Once you’ve solved the problem, Peterson advises, ensure that the homeowner feels like the sound is gone. Once you’ve established a good sound quality, bring the problem back. Reverse your repair so that your customer hears the difference and understands that the issue has been fixed.
Peterson’s advice works because it puts the customer first and keeps them engaged in the solution to their problem. And you know that you won’t be called in next week for the same complaint.
Sources of HVAC Noise
Proper design is the first way to avoid problems, but as systems age and parts start to deteriorate, noise issues can arise with even the best design. Also, changes to the interior layout of the building can affect the function of the system, particularly when room sizes are significantly altered.
With an overall noisy system, the fix could be as simple as decreasing the fan speeds to lower the air pressure in the system. If that doesn’t work, there are a few simple things you can do to reduce noise from fans. You can install mufflers or line the ductwork with a fiberglass liner that will absorb the sound.

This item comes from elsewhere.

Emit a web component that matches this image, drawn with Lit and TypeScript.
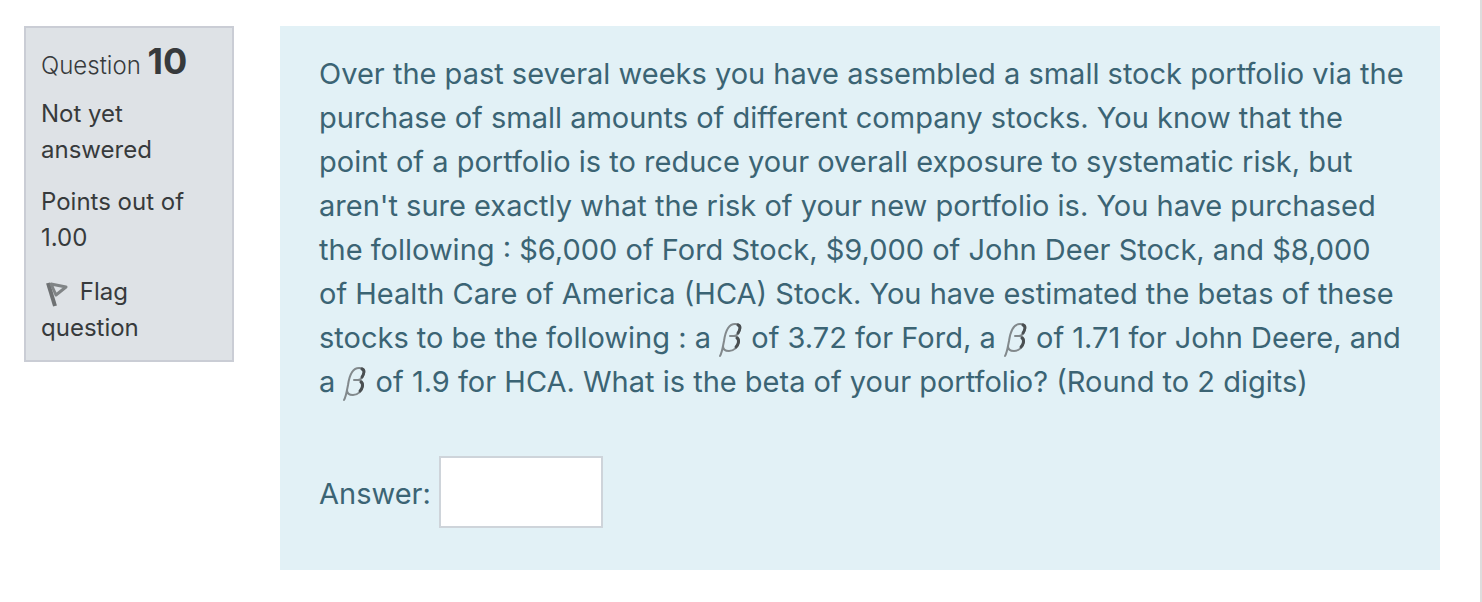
import { LitElement, html, css } from "lit";
import { customElement } from "lit/decorators.js";

@customElement("beta-symbol")
class BetaSymbol extends LitElement {
  static styles = css`
    :host { display: inline-block; width: 24px; height: 36px; margin: -4px 0; vertical-align: -6px; }
    svg { display: block; width: 24px; height: 36px; }
    .stroke { fill: none; stroke-linecap: round; stroke-linejoin: round; }
    .light { stroke: #82898c; stroke-width: 2; }
    .dark { stroke: #4a4f51; stroke-width: 3; }
  `;
  render() {
    return html`<svg viewBox="0 0 24 36" role="img" aria-label="beta">
      <path class="stroke light" d="M1 34 C3 31 4 24 5 19 C6 12 8 2 16 2 C20 2 22 3 21 7 C20 11 18 14 15 14 L11 14 M15 14 C19 14 20 17 20 20 C19 25 15 29 10 29 C6 29 4 27 4 24" />
      <path class="stroke dark" d="M19 3 C22 4 21 8 19 11 M18 16 C21 18 19 23 17 25" />
    </svg>`;
  }
}

@customElement("question-info")
class QuestionInfo extends LitElement {
  static styles = css`
    :host { display: block; flex: 0 0 210px; }
    .info {
      box-sizing: border-box; padding: 15px 15px 14px; border: 2px solid #cacdd5;
      background: #dee2e6; color: #373a3c; font-size: 24px; line-height: 36px;
    }
    h3 { margin: 0 0 12px; font-size: 24px; font-weight: 300; line-height: 36px; }
    .number { font-size: 36px; font-weight: 700; }
    p { margin: 0 0 16px; }
    .flag { display: block; margin-top: 18px; padding: 0; border: 0; background: none; color: inherit; font: inherit; text-align: left; cursor: pointer; }
    svg { width: 32px; height: 32px; margin: -4px 0; vertical-align: -8px; }
    .pole { fill: none; stroke: #6e7173; stroke-width: 4; }
    .cloth { fill: none; stroke: #808486; stroke-width: 3; stroke-linejoin: round; }
  `;
  render() {
    return html`<aside class="info">
      <h3>Question <span class="number">10</span></h3>
      <p>Not yet answered</p>
      <p>Points out of 1.00</p>
      <button class="flag" type="button"><svg viewBox="0 0 32 32" aria-hidden="true">
        <path class="pole" d="M7 3 L14 26" />
        <path class="cloth" d="M10 4 L25 7 L15 15 Z" />
      </svg> Flag question</button>
    </aside>`;
  }
}

@customElement("app-root")
class AppRoot extends LitElement {
  static styles = css`
    :host { display: block; min-height: 100vh; box-sizing: border-box; border-right: 2px solid #dddddd; background: #fff; font-family: Inter, sans-serif; }
    .question { display: flex; align-items: flex-start; gap: 46px; padding: 26px 40px 32px 24px; }
    .content { flex: 1; padding: 26px 32px 42px 39px; background: #e2f1f6; color: #3b6474; font-size: 29px; line-height: 44px; }
    p { margin: 0 0 52px; }
    .answer { display: flex; align-items: center; gap: 8px; }
    label { padding-top: 4px; }
    input { box-sizing: border-box; width: 164px; height: 72px; padding: 12px; border: 2px solid #ced4da; border-radius: 0; background: #fff; color: #495057; font: inherit; }
  `;
  render() {
    return html`<main class="question">
      <question-info></question-info>
      <section class="content">
        <p>Over the past several weeks you have assembled a small stock portfolio via the purchase of small amounts of different company stocks. You know that the point of a portfolio is to reduce your overall exposure to systematic risk, but aren't sure exactly what the risk of your new portfolio is. You have purchased the following : $6,000 of Ford Stock, $9,000 of John Deer Stock, and $8,000 of&nbsp;Health Care of America (HCA) Stock. You have estimated the betas of these stocks to be the following : a <beta-symbol></beta-symbol> of 3.72 for Ford, a <beta-symbol></beta-symbol> of 1.71 for John Deere, and a <beta-symbol></beta-symbol> of 1.9 for HCA. What is the beta of your portfolio? (Round to 2 digits)</p>
        <div class="answer"><label for="answer">Answer:</label><input id="answer" type="text" autocomplete="off"></div>
      </section>
    </main>`;
  }
}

The dampers in a variable air volume (VAV) system can cause noise issues. If the dampers close only partially, the same volume of air will push through a smaller opening at an increased velocity, and that can get loud. Dampers with broken gears can cause banging sounds. When the control system sends a message to the dampers to close, they start the operation and then the gears slip, causing a banging noise.
The vibration of HVAC equipment in the building can cause sounds as well. In some buildings, the walls can act as carriers for this vibration and create all sorts of unintended noise. The best fix for this is to install springs under the offending equipment.
If your customer complains of drafts and noise, they could be dealing with diffusers that should be moved. When supply and return diffusers are too close together, noise and drafts occur. Insufficient numbers of diffusers can also create noise. Diffuser issues are likely the culprit in larger buildings that have been renovated since the initial HVAC installation. Occupants often make major alterations to the layout and use of a building without considering the impact on air pressure.
Every noise complaint is going to be different, of course. One aspect of this repair that is true for every building, is that once the issue is resolved, your customer will notice a huge improvement in their quality of life. Without that constant or recurring noise, they will sleep easier and be happier to be inside. And that earns you customer loyalty.